## begin
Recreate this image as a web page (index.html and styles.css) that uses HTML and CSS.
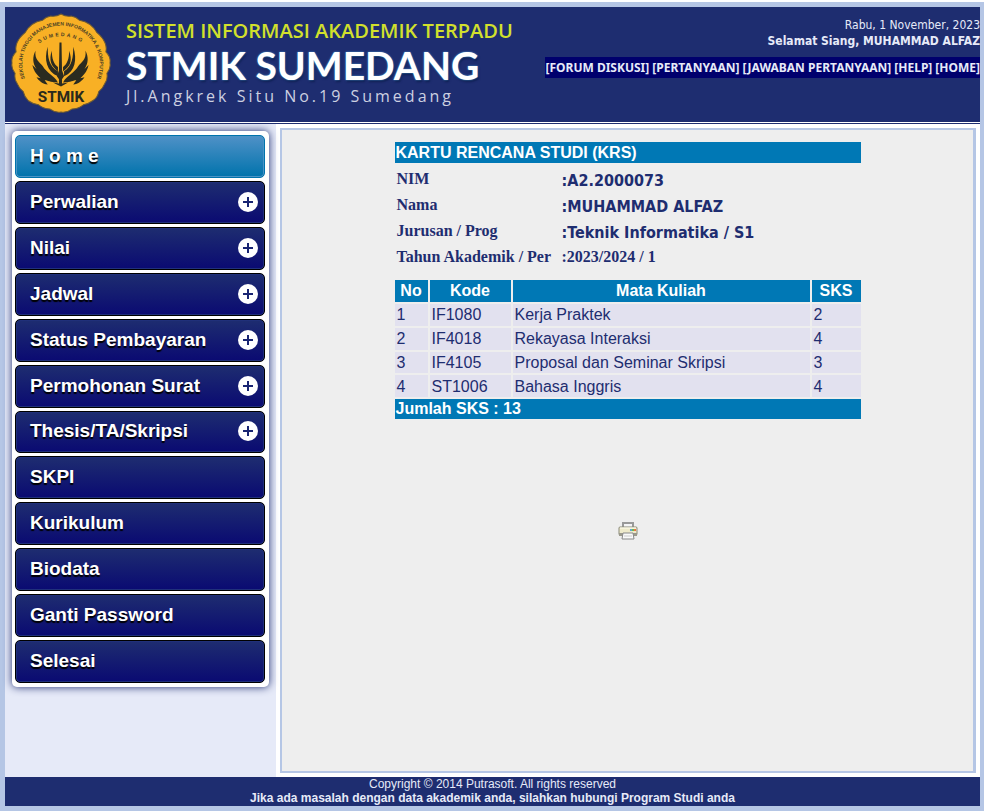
FILE: index.html
```html
<!DOCTYPE html>
<html lang="id">
<head>
<meta charset="utf-8">
<title>Sistem Informasi Akademik Terpadu</title>
<link rel="stylesheet" href="styles.css">
</head>
<body>
<div class="page">
  <header class="header">
    <div class="brand">
      <svg class="logo" viewBox="1 1 98 98" role="img" aria-label="STMIK">
        <defs>
          <path id="arc-outer" d="M22 77A38 38 0 1 1 78 77"/>
          <path id="arc-inner" d="M27 32A36 36 0 0 1 73 32"/>
        </defs>
        <path class="seal" d="M50 2Q55 5 60 4Q65 5 68 8Q74 9 78 12Q83 16 85 20Q91 25 93 30Q95 34 94 39Q99 44 98 50Q99 55 95 60Q96 66 93 70Q91 75 87 78Q86 84 81 87Q77 90 72 91Q67 95 61 95Q56 99 50 98Q44 99 39 95Q33 95 28 91Q22 90 18 87Q14 83 13 78Q9 75 7 70Q4 66 5 60Q1 55 2 50Q1 44 6 39Q5 34 7 30Q9 25 15 20Q17 16 22 12Q26 9 32 8Q35 5 40 4Q45 5 50 2Z"/>
        <text class="seal-text"><textPath href="#arc-outer" startOffset="50%" text-anchor="middle">SEKOLAH TINGGI MANAJEMEN INFORMATIKA &amp; KOMPUTER</textPath></text>
        <text class="seal-city"><textPath href="#arc-inner" startOffset="50%" text-anchor="middle">SUMEDANG</textPath></text>
        <g class="emblem">
          <path d="M48.500 30H50.500L51 57L53 63L51 66V70L57 69L50 73L42 69L48 70V66L46 63L48 57Z"/>
          <path d="M37 34C37 44 38 53 47 58L47 63C36 58 33 47 37 34ZM62 34C62 44 61 53 53 58L53 63C64 58 66 47 62 34Z"/>
          <path d="M41 38C41 46 43 51 47 54V58C40 53 38 47 41 38ZM58 38C58 46 56 51 52 54V58C60 53 61 47 58 38Z"/>
          <path d="M25 38C24 47 29 49 32 53C36 60 43 62 47 69C39 69 37 67 34 67L37 71C32 71 28 67 26 64L30 65C25 60 23 57 22 52L26 56C22 50 22 44 25 38Z"/>
          <path d="M74 38C75 47 70 49 67 53C63 60 56 62 52 69C60 69 62 67 65 67L62 71C67 71 71 67 73 64L69 65C74 60 76 57 77 52L73 56C77 50 77 44 74 38Z"/>
        </g>
        <text class="seal-name" x="50" y="88" text-anchor="middle">STMIK</text>
      </svg>
      <div class="titles">
        <div class="system">SISTEM INFORMASI AKADEMIK TERPADU</div>
        <h1 class="campus">STMIK SUMEDANG</h1>
        <div class="address">Jl.Angkrek Situ No.19 Sumedang</div>
      </div>
    </div>
    <div class="session">
      <div>Rabu, 1 November, 2023</div>
      <div class="greeting">Selamat Siang, MUHAMMAD ALFAZ</div>
      <nav class="topnav">
        <a href="#">[FORUM DISKUSI]</a>
        <a href="#">[PERTANYAAN]</a>
        <a href="#">[JAWABAN PERTANYAAN]</a>
        <a href="#">[HELP]</a>
        <a href="#">[HOME]</a>
      </nav>
    </div>
  </header>

  <div class="main">
    <aside class="sidebar">
      <nav class="menu">
        <a class="item active" href="#">H o m e</a>
        <a class="item" href="#">Perwalian<span class="plus"></span></a>
        <a class="item" href="#">Nilai<span class="plus"></span></a>
        <a class="item" href="#">Jadwal<span class="plus"></span></a>
        <a class="item" href="#">Status Pembayaran<span class="plus"></span></a>
        <a class="item" href="#">Permohonan Surat<span class="plus"></span></a>
        <a class="item" href="#">Thesis/TA/Skripsi<span class="plus"></span></a>
        <a class="item" href="#">SKPI</a>
        <a class="item" href="#">Kurikulum</a>
        <a class="item" href="#">Biodata</a>
        <a class="item" href="#">Ganti Password</a>
        <a class="item" href="#">Selesai</a>
      </nav>
    </aside>

    <main class="content">
      <section class="card">
        <h2 class="card-title">KARTU RENCANA STUDI (KRS)</h2>
        <dl class="identity">
          <dt>NIM</dt><dd>:A2.2000073</dd>
          <dt>Nama</dt><dd>:MUHAMMAD ALFAZ</dd>
          <dt>Jurusan / Prog</dt><dd>:Teknik Informatika / S1</dd>
          <dt>Tahun Akademik / Per</dt><dd class="term">:2023/2024 / 1</dd>
        </dl>
        <table class="courses">
          <thead>
            <tr><th class="no">No</th><th class="code">Kode</th><th>Mata Kuliah</th><th class="credits">SKS</th></tr>
          </thead>
          <tbody>
            <tr><td>1</td><td>IF1080</td><td>Kerja Praktek</td><td>2</td></tr>
            <tr><td>2</td><td>IF4018</td><td>Rekayasa Interaksi</td><td>4</td></tr>
            <tr><td>3</td><td>IF4105</td><td>Proposal dan Seminar Skripsi</td><td>3</td></tr>
            <tr><td>4</td><td>ST1006</td><td>Bahasa Inggris</td><td>4</td></tr>
          </tbody>
          <tfoot>
            <tr><td colspan="4">Jumlah SKS : 13</td></tr>
          </tfoot>
        </table>
      </section>
      <button class="print" type="button" aria-label="Cetak">
        <svg viewBox="0 0 20 20" width="20" height="20">
          <path d="M5 2H15V8H5Z" fill="#f4f4f6" stroke="#999" stroke-width="2"/>
          <rect x="1" y="6" width="18" height="8" rx="1" fill="#eeeacb" stroke="#8b8a78"/>
          <path d="M2 7H18" stroke="#fffef0"/>
          <path d="M1 12H19V15H1Z" fill="#9a998c"/>
          <path d="M5 12H15L16 18H4Z" fill="#fafafa" stroke="#888"/>
          <path d="M6 15H14" stroke="#ccc"/>
          <rect x="12" y="8" width="2" height="2" fill="#5da9d6"/>
          <rect x="14" y="8" width="2" height="2" fill="#72b94e"/>
          <rect x="16" y="8" width="2" height="2" fill="#ee7443"/>
        </svg>
      </button>
    </main>
  </div>

  <footer class="footer">
    <div>Copyright © 2014 Putrasoft. All rights reserved</div>
    <div class="help">Jika ada masalah dengan data akademik anda, silahkan hubungi Program Studi anda</div>
  </footer>
</div>
</body>
</html>
```
FILE: styles.css
```css
* { box-sizing: border-box; }

body {
  margin: 0;
  padding: 2px 2px 0 0;
  background: #fff;
  color: #1e2d70;
  font-family: "Liberation Sans", Arial, sans-serif;
}

a { color: inherit; text-decoration: none; }

.page {
  display: flex;
  flex-direction: column;
  min-height: calc(100vh - 2px);
  border: 5px solid #b5c6e5;
  border-right-width: 4px;
}

.header {
  display: flex;
  justify-content: space-between;
  height: 115px;
  background: #1e2d70;
  color: #e6eaf8;
}

.brand { display: flex; }

.logo {
  width: 100px;
  height: 100px;
  margin: 6px 0 0 6px;
}

.seal { fill: #f8b025; stroke: #6b5a35; stroke-width: 1; }
.seal-text { font: bold 5px "Liberation Sans", sans-serif; fill: #4c4024; }
.seal-city { font: bold 5px "Liberation Sans", sans-serif; letter-spacing: 2px; fill: #4c4024; }
.seal-name { font: bold 15px "Roboto", sans-serif; fill: #2a291c; }
.emblem { fill: #2a2b20; }

.titles {
  padding: 12px 0 0 15px;
  font-family: "Open Sans", sans-serif;
  white-space: nowrap;
}

.system {
  font-size: 20px;
  line-height: 24px;
  font-weight: 600;
  color: #d2e02c;
}

.campus {
  margin: 0;
  font-family: Lato, sans-serif;
  font-size: 39px;
  line-height: 44px;
  font-weight: bold;
  color: #fff;
  text-shadow: 0 0 2px #4da3dc, 1px 2px 2px #0d1c4e;
}

.address {
  font-size: 16px;
  line-height: 18px;
  letter-spacing: 3px;
  color: #ccd0e0;
}

.session {
  padding-top: 10px;
  font-family: "DejaVu Sans Condensed", Tahoma, sans-serif;
  font-stretch: condensed;
  font-size: 12px;
  line-height: 16px;
  text-align: right;
  white-space: nowrap;
}

.greeting { font-weight: bold; }

.topnav {
  display: flex;
  justify-content: flex-end;
  gap: 3px;
  margin-top: 8px;
  background: #00006d;
  font-family: "Noto Sans", sans-serif;
  font-stretch: normal;
  line-height: 21px;
  font-weight: bold;
}

.main {
  display: flex;
  flex: 1;
  margin-top: 1px;
  border-top: 1px solid #1e2d70;
}

.sidebar {
  width: 271px;
  flex: none;
  padding: 7px;
  background: #e6eaf8;
}

.menu {
  display: grid;
  grid-auto-rows: 1fr;
  gap: 3px;
  min-height: 556px;
  padding: 4px 4px 4px 3px;
  background: #fff;
  border-radius: 5px;
  box-shadow: 0 0 8px #1e2d70;
}

.item {
  display: flex;
  align-items: center;
  justify-content: space-between;
  padding: 0 6px 1px 14px;
  border: 1px solid #000;
  border-radius: 5px;
  background: linear-gradient(#1e2d70, #0a0a72);
  box-shadow: inset 0 0 0 1px #20307a;
  color: #fff;
  font-size: 19px;
  font-weight: bold;
  text-shadow: 0 2px 1px #000;
}

.active {
  border-color: #0073ac;
  background: linear-gradient(#4f91c7, #0073ac);
  box-shadow: inset 0 0 0 1px #4b93c5;
}

.plus {
  width: 20px;
  height: 20px;
  border-radius: 50%;
  background:
    linear-gradient(#182472, #182472) center / 10px 2px no-repeat,
    linear-gradient(#182472, #182472) center / 2px 10px no-repeat,
    #fff;
}

.content {
  display: flex;
  flex: 1;
  flex-direction: column;
  align-items: center;
  margin: 4px;
  padding-top: 12px;
  border: 2px solid #b5c6e5;
  border-right-width: 3px;
  background: #eee;
}

.card { width: 466px; }

.card-title {
  margin: 0;
  padding-left: 1px;
  background: #0078b5;
  color: #fff;
  font-size: 16px;
  line-height: 21px;
}

.identity {
  display: grid;
  grid-template-columns: 165px 1fr;
  grid-auto-rows: 26px;
  margin: 3px 0 8px 2px;
  font-weight: bold;
}

.identity dt,
.identity .term {
  font-family: "Liberation Serif", "Times New Roman", serif;
  font-size: 16px;
  line-height: 26px;
}

.identity dd {
  margin: 0;
  font-family: "DejaVu Sans Condensed", Tahoma, sans-serif;
  font-stretch: condensed;
  font-size: 16px;
  line-height: 30px;
}

.courses {
  width: 470px;
  height: 143px;
  margin: 0 -2px;
  border-spacing: 2px;
  table-layout: fixed;
  font-size: 16px;
  line-height: 20px;
}

.courses th,
.courses tfoot td {
  background: #0078b5;
  color: #fff;
  font-weight: bold;
}

.courses th { padding: 1px 0; }
.courses td { padding: 0 1px; background: #e2e1ef; }
.courses tbody td { padding: 1px 2px 0; }
.no { width: 33px; }
.code { width: 81px; }
.credits { width: 49px; }

.print {
  margin-top: 100px;
  padding: 0;
  border: 0;
  background: none;
  line-height: 0;
}

.footer {
  height: 29px;
  background: #1e2d70;
  color: #e6eaf8;
  font-size: 12px;
  line-height: 14px;
  text-align: center;
}

.help { font-weight: bold; }
```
## end
## Problem statement:
Which lines hold the string "page"? List them all.

## Complete output:
Recreate this image as a web page (index.html and styles.css) that uses HTML and CSS.
<div class="page">
.page {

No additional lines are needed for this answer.